Obama est certes conscient des défis à relever, mais ses
opposants dans la campagne – tant pendant les primaires que
pendant l’élection générale – l’ont souvent présenté comme trop
inexpérimenté. Peut-être pour contrer ses critiques, le prochain
commandant en chef a fait le pari de personnalités fortes,
décision dont les conséquences varieront selon le modèle de
politique étrangère qu’il adoptera.

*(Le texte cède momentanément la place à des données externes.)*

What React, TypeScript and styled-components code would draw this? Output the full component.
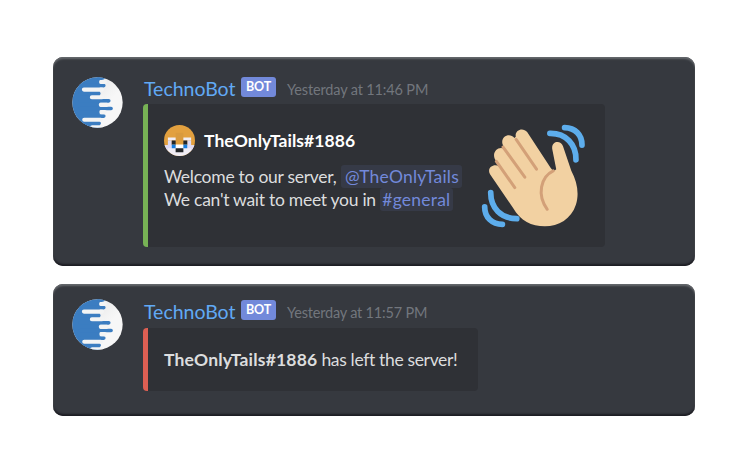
import React from 'react';
import styled, { createGlobalStyle } from 'styled-components';

const GlobalStyle = createGlobalStyle`
  * { box-sizing: border-box; }
  body {
    margin: 0;
    background: #fff;
    font-family: Lato, "Noto Sans", sans-serif;
  }
`;

const Page = styled.main`
  width: 750px;
  height: 450px;
  padding: 57px 55px 0 53px;
  display: flex;
  flex-direction: column;
  gap: 18px;
`;

const Card = styled.article<{ $height: number; $top: number }>`
  display: flex;
  gap: 20px;
  height: ${p => p.$height}px;
  padding: ${p => p.$top}px 19px 0;
  border-radius: 10px;
  background: #36393f;
  box-shadow: inset 0 2px 2px #66696d, inset 0 -2px 2px #1d1d23;
`;

const LogoSvg = styled.svg`
  width: 51px;
  height: 51px;
  flex: none;
`;

const Body = styled.div`
  flex: 1;
  min-width: 0;
`;

const Header = styled.header<{ $height: number; $offset: number }>`
  display: flex;
  height: ${p => p.$height}px;
  padding-top: ${p => p.$offset}px;
  white-space: nowrap;
`;

const Username = styled.span`
  width: 98px;
  padding-left: 1px;
  font-size: 19.5px;
  line-height: 23px;
  letter-spacing: -0.02px;
  color: #61a9f5;
`;

const BotTag = styled.span`
  width: 35px;
  height: 20px;
  border-radius: 3px;
  background: #7289da;
  color: #fff;
  font-size: 12.5px;
  font-weight: 700;
  letter-spacing: -0.2px;
  line-height: 19px;
  text-align: center;
`;

const Timestamp = styled.time<{ $spacing: number }>`
  margin-left: 11px;
  font-size: 14.5px;
  line-height: 26px;
  letter-spacing: ${p => p.$spacing}px;
  color: #72767d;
`;

const Embed = styled.section<{ $accent: string; $width: number; $height: number }>`
  display: flex;
  width: ${p => p.$width}px;
  height: ${p => p.$height}px;
  padding-left: 16px;
  border-left: 5px solid ${p => p.$accent};
  border-radius: 4px;
  background: #2f3136;
  color: #dcddde;
  font-size: 17.5px;
  white-space: nowrap;
`;

const Welcome = styled.div`
  width: 316px;
  padding-top: 20px;
`;

const Author = styled.div`
  display: flex;
  align-items: center;
  gap: 9px;
  height: 32px;
  color: #fff;
`;

const FaceSvg = styled.svg`
  width: 31px;
  height: 31px;
`;

const Name = styled.strong<{ $spacing: number }>`
  font-size: 17.5px;
  font-weight: 700;
  letter-spacing: ${p => p.$spacing}px;
`;

const Message = styled.div`
  padding-top: 9px;
`;

const Line = styled.div<{ $gap: number }>`
  display: flex;
  gap: ${p => p.$gap}px;
  height: 23px;
  line-height: 23px;
  letter-spacing: -0.27px;
`;

const Mention = styled.span<{ $width: number }>`
  width: ${p => p.$width}px;
  height: 23px;
  text-align: center;
  letter-spacing: 0.2px;
  border-radius: 3px;
  color: #7289da;
  background: #363a47;
`;

const HandSvg = styled.svg`
  width: 107px;
  height: 107px;
  margin-top: 18px;
`;

const Notice = styled.p`
  margin: 0;
  line-height: 63px;
  letter-spacing: -0.34px;
`;

const Logo = () => (
  <LogoSvg viewBox="35 32 154 154">
    <defs>
      <clipPath id="disc"><circle cx="112" cy="109" r="76" /></clipPath>
      <linearGradient id="pearl" x1="0" y1="0" x2="1" y2="1">
        <stop offset=".3" stopColor="#e9eaea" />
        <stop offset=".6" stopColor="#f7f7f7" />
      </linearGradient>
    </defs>
    <g clipPath="url(#disc)" fill="none" strokeLinecap="round">
      <path d="M35 32H189V186H35Z" fill="url(#pearl)" />
      <path d="M35 32H119V186H35Z" fill="#3b7dc1" />
      <path stroke="#3b7dc1" strokeWidth="11" d="M60 58H131M60 82H116M60 104H146M60 127H153M60 150H131M60 172H117" />
      <path stroke="#f3f4f4" strokeWidth="12.5" d="M123 47H134M71 70H126M95 93H126M122 116H140M124 138H134M72 161H122M96 184H126" />
      <path fill="#3b7dc1" d="M112 30H138Q134 42 122 41H112Z" />
    </g>
  </LogoSvg>
);

const Face = () => (
  <FaceSvg viewBox="0 0 8 8">
    <defs><clipPath id="face"><circle cx="4" cy="4" r="4" /></clipPath></defs>
    <g clipPath="url(#face)">
      <path fill="#e2a03f" d="M0 0H8V8H0Z" />
      <path fill="#d99a3e" d="M3 2H5V4H3Z" />
      <path fill="#f0edf5" d="M1 3.2H3V4H1ZM5 3.2H7V4H5ZM0 5.2H8V8H0Z" />
      <path fill="#dedaf5" d="M1 4H2V6H1ZM6 4H7V6H6ZM0 5.2H1V7H0ZM7 5.2H8V7H7Z" />
      <path fill="#fff" d="M3 5H5V6H3Z" />
      <path fill="#24272a" d="M2 4H3V5H2ZM5 4H6V5H5ZM3 6H5V7H3Z" />
      <path fill="#187fe0" d="M2 5H3V6H2ZM5 5H6V6H5Z" />
    </g>
  </FaceSvg>
);

const Hand = () => (
  <HandSvg viewBox="30 20 320 320" fill="none" strokeLinecap="round">
    <path fill="#f2d1a2" d="M137 64C133 43 159 35 171 50L241 157Q249 170 258 161L246 101C243 77 271 73 278 92L303 166C321 200 327 234 317 267C303 311 265 332 224 332C184 332 151 315 129 277L60 176C49 157 72 143 87 153L74 130C65 107 88 90 103 101L97 85C92 63 119 51 133 68Z" />
    <g stroke="#d3a078" strokeWidth="9">
      <path d="M138 72L199 161M99 95L164 185M79 138L134 216" />
      <path d="M249 166C211 184 200 239 231 281" />
    </g>
    <g stroke="#5dadec" strokeWidth="17">
      <path d="M239 54C287 53 318 87 317 133M283 37C315 38 335 58 335 89" />
      <path d="M62 231C62 278 93 309 140 309M44 274C44 305 66 326 97 326" />
    </g>
  </HandSvg>
);

interface HeaderProps {
  time: string;
  height: number;
  offset: number;
  spacing: number;
}

const MessageHeader = ({ time, height, offset, spacing }: HeaderProps) => (
  <Header $height={height} $offset={offset}>
    <Username>TechnoBot</Username>
    <BotTag>BOT</BotTag>
    <Timestamp $spacing={spacing}>{time}</Timestamp>
  </Header>
);

export default function App() {
  return (
    <>
      <GlobalStyle />
      <Page>
        <Card $height={209} $top={20}>
          <Logo />
          <Body>
            <MessageHeader time="Yesterday at 11:46 PM" height={27} offset={0} spacing={-0.15} />
            <Embed $accent="#77b255" $width={462} $height={143}>
              <Welcome>
                <Author><Face /><Name $spacing={0.05}>TheOnlyTails#1886</Name></Author>
                <Message>
                  <Line $gap={5}>Welcome to our server, <Mention $width={121}>@TheOnlyTails</Mention></Line>
                  <Line $gap={4}>We can't wait to meet you in <Mention $width={73}>#general</Mention></Line>
                </Message>
              </Welcome>
              <Hand />
            </Embed>
          </Body>
        </Card>
        <Card $height={132} $top={15}>
          <Logo />
          <Body>
            <MessageHeader time="Yesterday at 11:57 PM" height={29} offset={1} spacing={-0.2} />
            <Embed $accent="#dd5f53" $width={335} $height={63}>
              <Notice><Name $spacing={0.18}>TheOnlyTails#1886</Name> has left the server!</Notice>
            </Embed>
          </Body>
        </Card>
      </Page>
    </>
  );
}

En arrière-plan aussi se
joue la grande bataille des nominations aux postes
médiatiquement moins exposés, mais stratégiquement tout aussi
essentiels.
Les modèles de gestion de politique étrangère
Kurt Campbell, directeur
du think tank Center for A New American Security et futur chargé
des questions Asie-Pacifique au Département d’Etat, et James
Steinberg, doyen de l’école d’affaires publiques de l’Université
du Texas et futur adjoint d’Hillary Clinton, ont publié un peu
avant les élections un article dans la revue semi-universitaire
The Washington
Quarterly abordant les questions
de politique extérieure dans la phase de transition
présidentielle 1.
Ils établissent trois principaux modèles de gestion des affaires
étrangères. Le premier concentre les pouvoirs dans le Cabinet,
notamment les secrétaires d’Etat et de la Défense, comme c’était
le cas sous Dwight Eisenhower avec John Dulles, chef de file de
la diplomatie. Le deuxième prévoit le rôle accru du Conseil de
sécurité nationale, dont les duos Jimmy Carter avec Zbigniew
Brzezinski et Richard Nixon avec Henry Kissinger sont les
principaux exemples. Le troisième implique une prédominance du
Président, ce qui était le cas sous Franklin Roosevelt.
La place du
vice-Président est laissée en suspens. Dans
Wreath Layer or Policy
Player, Paul Kengor, professeur
au Grove City College, montre le rôle accru du colistier depuis
la fin de la Guerre froide, mais son influence dépend de sa
relation avec le secrétaire d’Etat
2. Ainsi,
sous la présidence de George Bush père, le Secrétaire d’Etat
James Baker a entravé toute possibilité pour Dan Quayle de jouer
un rôle international. A l’inverse, le premier secrétaire d’Etat
de Bill Clinton, Warren Christopher, a laissé une grande marge
de manœuvre à Al Gore, d’ailleurs souvent considéré comme le
plus proche collaborateur de Clinton sur les affaires
étrangères.
Vers une prédominance du Cabinet chez Obama
L’administration Obama devrait probablement
opter pour une politique étrangère concentrée autour des deux
secrétariats en charge des questions extérieures et de défense.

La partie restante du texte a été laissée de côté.